Illustration=Son Min-kyun

"5G (fifth generation mobile communication) investment is nearly finished. Investment in 6G is a matter for the distant future."

KT said on the 13th during its 2024 fourth-quarter earnings conference call. While the telecommunications industry is passive in investing in its core business of telecommunications networks, it is focusing on shareholder return policies such as expanding dividends and improving performance through workforce reductions. Interest in telecommunications stocks, which are sheltered from President Donald Trump's tariff policy, has increased, but concerns are also growing about the weakening growth momentum of telecom companies that have neglected their core business investments.

According to the telecommunications industry on the 16th, more than 40% of the total annual operating profit of the three telecommunications companies last year was allocated to dividends. The total dividends allocated by SK Telecom, KT, and LG Uplus for the 2024 settlement of account amount to 1.5245 trillion won, which is about 43% of last year's combined annual operating profit of the three companies (3.4944 trillion won). Compared to the previous year, the proportion of dividends in the operating profit of the three telecommunications companies increased by 9 percentage points.

Specifically, dividends were spent the most by SK Telecom (753.6 billion won), followed by KT (491.5 billion won) and LG Uplus (279.4 billion won). Although the combined annual operating profit of the three telecommunications companies in 2024 is expected to decrease by about 20% compared to 2023, the total amount of dividends has remained at a similar level. A source in the telecommunications industry noted, "Although operating profit has decreased, we have not reduced dividends and matched them to the 2023 level," adding that it insists on a shareholder return policy that continues to maintain high levels of dividends instead of reducing investments in telecommunications operations.

Stock buybacks are also a recent focus of telecommunications companies in terms of shareholder returns. KT is the most active telecommunications company in stock buybacks. KT announced on the 13th that it would buy back shares worth 250 billion won. This marks part of a plan for 1 trillion won in stock buybacks by 2028. SK Telecom had previously bought back shares worth 200 billion won last February.

Telecommunications companies are actively expanding shareholder dividends and stock buybacks to boost their stock prices through value enhancement. Over the past year, the stock price trends of the three telecommunications companies from Feb. 14, 2024, to Feb. 14, 2025, show that KT recorded the highest increase at 24%. It was followed by SK Telecom (9.3%) and LG Uplus (6%). The main reason for KT's significant stock price increase is the expectation of reduced labor costs due to substantial workforce reductions of up to 4,400 people by the end of last year. It is reported that about 300 billion won in annual labor costs will decrease from this year.

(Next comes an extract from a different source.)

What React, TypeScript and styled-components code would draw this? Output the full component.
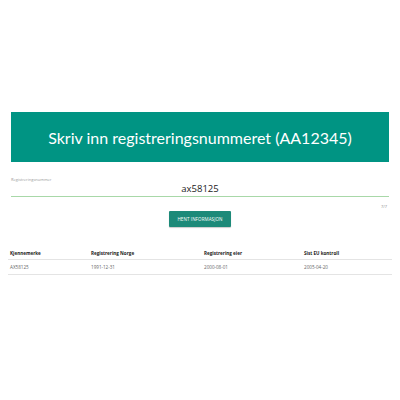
import React from "react";
import styled, { createGlobalStyle } from "styled-components";

const Global = createGlobalStyle`
  html, body { margin: 0; padding: 0; background: #fff; }
  body { font-family: "Open Sans", "Noto Sans", sans-serif; }
`;

const Page = styled.div`
  width: 400px;
  height: 400px;
  padding: 112px 11px 0;
  box-sizing: border-box;
  display: flex;
  flex-direction: column;
`;

const Banner = styled.div`
  background: #009483;
  height: 50px;
  display: flex;
  align-items: center;
  justify-content: center;
  color: #fff;
  font-family: Lato, "Open Sans", sans-serif;
  font-size: 16px;
  font-weight: 400;
  white-space: nowrap;
`;

const Field = styled.div`
  margin-top: 15px;
  display: flex;
  flex-direction: column;
`;

const Label = styled.div`
  font-size: 4px;
  color: #999;
  height: 5px;
  line-height: 5px;
`;

const Value = styled.div`
  text-align: center;
  font-size: 9.5px;
  color: #222;
  line-height: 12px;
  margin-top: 1px;
  padding-bottom: 1px;
  border-bottom: 1.5px solid #a8d8a8;
`;

const Counter = styled.div`
  text-align: right;
  font-size: 4px;
  color: #888;
  margin-top: 7px;
  margin-right: 2px;
`;

const ButtonRow = styled.div`
  display: flex;
  justify-content: center;
  margin-top: 2px;
`;

const Button = styled.button`
  background: #1d8a79;
  color: #fff;
  border: none;
  border-radius: 1px;
  width: 62px;
  height: 16px;
  font-family: inherit;
  font-size: 4.5px;
  letter-spacing: 0.1px;
  padding: 0;
  box-shadow: 0 1px 1px rgba(0, 0, 0, 0.2);
`;

const Table = styled.div`
  margin: 20px -3px 0;
  display: flex;
  flex-direction: column;
`;

const Row = styled.div<{ $head?: boolean }>`
  display: grid;
  grid-template-columns: 81px 113px 100px 1fr;
  padding: 0 2px;
  height: ${(p) => (p.$head ? "12px" : "14px")};
  align-items: center;
  border-bottom: 1px solid #e4e4e4;
  font-size: 4.6px;
  font-weight: ${(p) => (p.$head ? 700 : 400)};
  color: ${(p) => (p.$head ? "#222" : "#666")};
`;

export default function App() {
  return (
    <>
      <Global />
      <Page>
        <Banner>Skriv inn registreringsnummeret (AA12345)</Banner>
        <Field>
          <Label>Registreringsnummer</Label>
          <Value>ax58125</Value>
          <Counter>7/7</Counter>
        </Field>
        <ButtonRow>
          <Button>HENT INFORMASJON</Button>
        </ButtonRow>
        <Table>
          <Row $head>
            <span>Kjennemerke</span>
            <span>Registrering Norge</span>
            <span>Registrering eier</span>
            <span>Sist EU kontroll</span>
          </Row>
          <Row>
            <span>AX58125</span>
            <span>1991-12-31</span>
            <span>2000-08-01</span>
            <span>2005-04-20</span>
          </Row>
        </Table>
      </Page>
    </>
  );
}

In addition, it is expected that Trump's favorable policies will also play a role in efforts to boost telecommunications companies' stock prices through value enhancement. Recently, due to President Trump's strengthened tariff policies, the advantages for telecommunications stocks, which are domestic consumption stocks and defensive stocks unrelated to tariffs, have increased.

However, there is a perspective that such favorable wind will not last long. It is argued that telecommunications companies are focusing only on short-term momentum to boost stock prices (such as expanding dividends, stock buybacks, and workforce reductions) without increasing investments in their core telecommunications business.

According to the business reports of each company, the three telecommunications companies have been found to reduce investments in telecommunications network facilities. From the first to the third quarter of last year, SK Telecom's capital expenditure (CAPEX) amounted to 1.166 trillion won, a decrease of 21.5% compared to the same period last year. During the same period, KT's capital expenditure amounted to 1.416 trillion won, down 11.5% from the previous year, while LG Uplus recorded 1.3904 trillion won, an 18.4% decrease compared to the previous year. All three telecommunications companies have announced plans to fully launch artificial intelligence (AI) businesses and increase investments in them this year, so the trend of reducing telecommunications network facility investments is expected to deepen further.

Strong Han, CEO of Escotos Consulting, noted, "Domestic telecommunications market competition for securing users has disappeared, so there is little need for telecommunications network investments," adding, "It seems they have determined that it is advantageous for telecommunications companies to launch services that expand user experiences using AI and generate new revenue."

Ryu Jong-ki, an expert in corporate risk and executive at Han Young EY, pointed out, "The greatest issue in corporate management is to focus on short-term momentum and short-term performance for boosting stock prices without increasing research and development (R&D) or investments to strengthen core business competitiveness from a long-term perspective." He added, "Companies that delay equipment investment and give up enhancing consumer benefits are bound to face greater growth risks."

Among the three telecommunications companies, only LG Uplus disclosed the amount of its 5G investment. On the 6th, during its 2024 fourth-quarter earnings conference call, LG Uplus stated, "Large-scale investment in 5G has decreased until last year. We spent about 2 trillion won last year," and added, "Investment levels will remain similar in the coming years until 6G arrives."

As of December last year, the cash assets (including short-term financial products) of the three telecommunications companies were: SK Telecom 2.3476 trillion won, KT 3.7295 trillion won, and LG Uplus 965.3 billion won.